When faced with new technologies or opportunities without clear reference points or prior understanding, I have found myself forced to choose whether or not to invest time and energy in understanding the fundamentals of that thing from the ground up. Personally, I get bored by things that are easily referenceable and understandable (even if valuable) and tend to gravitate toward the new. I look for opportunities to think and create on first principles, and the blockchain is ripe in this regard. The upfront investment to get to first principles thinking in this space is incredibly high. Higher than most other markets or technologies that I have learned in the past…and for those not willing or interested in putting in the time, it is easy to throw your hands up and say “show me the application so i can easily reference this new thing with other applications I understand already.” We are not yet in the stage of development in the ecosystem where investors can shortcut their way to understanding this space, and as a result you either have a choice whether you want to work toward building a thesis and understanding from messy, not perfectly articulated (let alone built) product and business articulations, or you can wait for those messy building blocks to be synthesized and expressed in a neater format…and both are totally reasonable approaches. What is less reasonable, is thinking that the ecosystem and it’s participants somehow owe you a clear product expression…on your timeline…simply because they are excited about it and have chosen to invest their time and potentially money in the messiness.
Personally, I have the luxury of time, I’m not sitting on a $700M fund that needs to be deployed today, and I’ve chosen not only to embrace the messiness, but to try to clarify and even design upstack protocols and applications to push my understanding and also help the ecosystem to build on whatever synthesis I can contribute. I feel good about that. It’s not vapid profit seeking. I’m not talking about all the money i’ve made in the space, and I am deeply confident that the building blocks that I am understanding can and will be assembled into things that satisfy the hand-throwers on Twitter and otherwise…
It’s not my job to defend this space, although recently I have been feeling like I am put in that position sometimes because of my time investment in it. I don’t have a blockchain company, I don’t stand to profit from other’s believing in the applications that are on the horizon, but I do care about it, and irrationally feel a bit attacked when the hand-throwers burst out.

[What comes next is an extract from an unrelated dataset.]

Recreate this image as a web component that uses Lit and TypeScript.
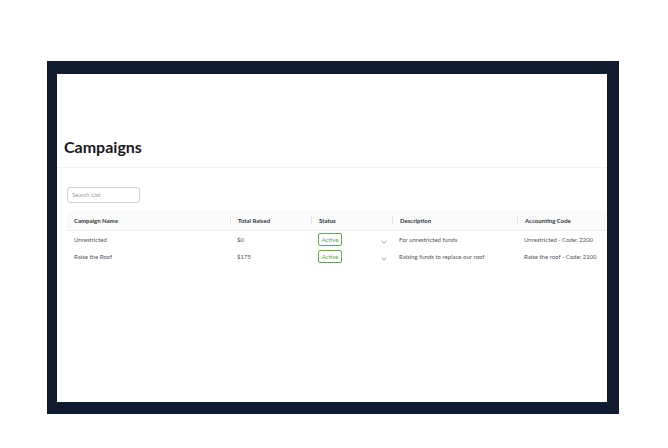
import { LitElement, html, css } from 'lit';
import { customElement } from 'lit/decorators.js';

const rows = [
  { name: 'Unrestricted', raised: '$0', desc: 'For unrestricted funds', code: 'Unrestricted - Code: 2200' },
  { name: 'Raise the Roof', raised: '$175', desc: 'Raising funds to replace our roof', code: 'Raise the roof - Code: 2100' }
];

@customElement('app-root')
export class AppRoot extends LitElement {
  static styles = css`
    :host {
      display: block;
      height: 448px;
      background: #fff;
      font-family: Lato, "Open Sans", sans-serif;
      overflow: hidden;
    }

    .frame {
      box-sizing: border-box;
      width: 572px;
      height: 353px;
      margin: 61px 0 0 47px;
      padding: 13px 12px 12px 10px;
      background: #101b2f;
      display: flex;
    }

    .screen {
      flex: 1;
      min-width: 0;
      background: #fff;
      display: flex;
      flex-direction: column;
    }

    h1 {
      margin: 0;
      padding: 62px 0 10px 7px;
      height: 21px;
      line-height: 21px;
      font-size: 16px;
      font-weight: 700;
      color: #16181d;
      border-bottom: 1px solid #f2f2f2;
    }

    .search {
      box-sizing: border-box;
      width: 73px;
      height: 16px;
      margin: 19px 0 8px 10px;
      padding-left: 4px;
      border: 1px solid #ccd0d8;
      border-radius: 3px;
      font-size: 6px;
      line-height: 14px;
      color: #9a9ea6;
    }

    .table {
      margin-left: 10px;
    }

    .row {
      display: grid;
      grid-template-columns: 163px 81px 81px 125px 1fr;
      align-items: center;
    }

    .head {
      height: 19px;
      background: #fafafa;
      border-bottom: 1px solid #eeeeee;
      font-size: 6px;
      font-weight: 700;
      color: #333841;
    }

    .head span {
      box-sizing: border-box;
      height: 7px;
      line-height: 7px;
      padding-left: 7px;
      border-left: 1px solid #e2e2e2;
    }

    .head span:first-child {
      border-left: none;
    }

    .body {
      height: 17px;
      font-size: 6px;
      color: #50545c;
    }

    .body > span,
    .body > div {
      padding-left: 7px;
    }

    .status {
      display: flex;
      align-items: center;
      justify-content: space-between;
      padding-right: 5px;
    }

    .badge {
      box-sizing: border-box;
      width: 24px;
      height: 13px;
      border: 1px solid #62a846;
      border-radius: 2px;
      font-size: 6px;
      line-height: 11px;
      text-align: center;
      color: #62a846;
    }

    svg {
      display: block;
      width: 6px;
      height: 4px;
      margin-top: 4px;
    }
  `;

  render() {
    return html`
      <div class="frame">
        <div class="screen">
          <h1>Campaigns</h1>
          <div class="search">Search List</div>
          <div class="table">
            <div class="row head">
              <span>Campaign Name</span>
              <span>Total Raised</span>
              <span>Status</span>
              <span>Description</span>
              <span>Accounting Code</span>
            </div>
            ${rows.map(
              (r) => html`
                <div class="row body">
                  <span>${r.name}</span>
                  <span>${r.raised}</span>
                  <div class="status">
                    <div class="badge">Active</div>
                    <svg viewBox="0 0 6 4" fill="none" stroke="#70747c" stroke-width="0.7">
                      <path d="M0.5 0.8 L3 3.2 L5.5 0.8" />
                    </svg>
                  </div>
                  <span>${r.desc}</span>
                  <span>${r.code}</span>
                </div>
              `
            )}
          </div>
        </div>
      </div>
    `;
  }
}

I guess that means I am a part of the community.
P.S. I started out writing this post to bullet point the unique properties of blockchain projects that unlock applications that previously could not exist (which is an ongoing and messy but improving framework that I have been building over the past few months), but I guess I’ll save that for future post(s).
Hmm– I’m not sure I agree with this framework. It’s not as simple as “investors are lazy; they use shortcuts and aren’t willing to put in the work.” To be a successful early stage investor is trying to recognize the pattern of what new things tend to look like early on, and by definition these things look pretty different in the particulars than the ‘old new’. It’s a tremendous amount of work to do this well, but providing value for customers isn’t a pattern that will ever retire. The question is are we too early or will it never happen?
I’m personally spending a fair amount of time understanding what is going on cryptocurrencies. My personal view today is we’ll see the value captured elsewhere ( https://medium.com/@gerstenzang/blockchain-dreams-7a93cc5456d8 ), but I’m actively looking to prove myself wrong.
Sam Gerstenzang
June 8, 2017
Just to respond here because I think you are taking my comment slightly out of context.. My quote above was in response to Naval’s tweet:
“The best venture investment of the last three years wasn’t a venture deal. Ethereum – 750x, liquid, and open to all.”
What I have an issue with in this tweet is the laudatory nature of it, as if Ethereum and Bitcoin were in the midst of a victory lap, versus being a very interesting building block that may lead to interesting new applications, but none of which have really manifested themselves.
Investing in Ethereum was not a “venture investment” and to try and pretend it is, is kind of missing a huge point around startups and why they exist. What he is discussing as success is not the new amazing applications of blockchain, but simply how much money has been made in a speculative financial market. Similar to touting the latest penny stock, crazy hedge fund idea, forex trading tip, etc etc. I don’t think as founders and investors who care about actually building things in the world we should hold that up on equal footing to building a new product in the world.
I’m hopeful that blockchain will develop into something meaningful, I am excited about its potential, but I tend to agree with you in your post about how early it really is. It’s hardly time for a victory lap. I take umbrage with the idea that it already has succeeded, and that the only outcome of a “venture deal” that matters is a financial return.
We are not wall street, and I’m glad we aren’t.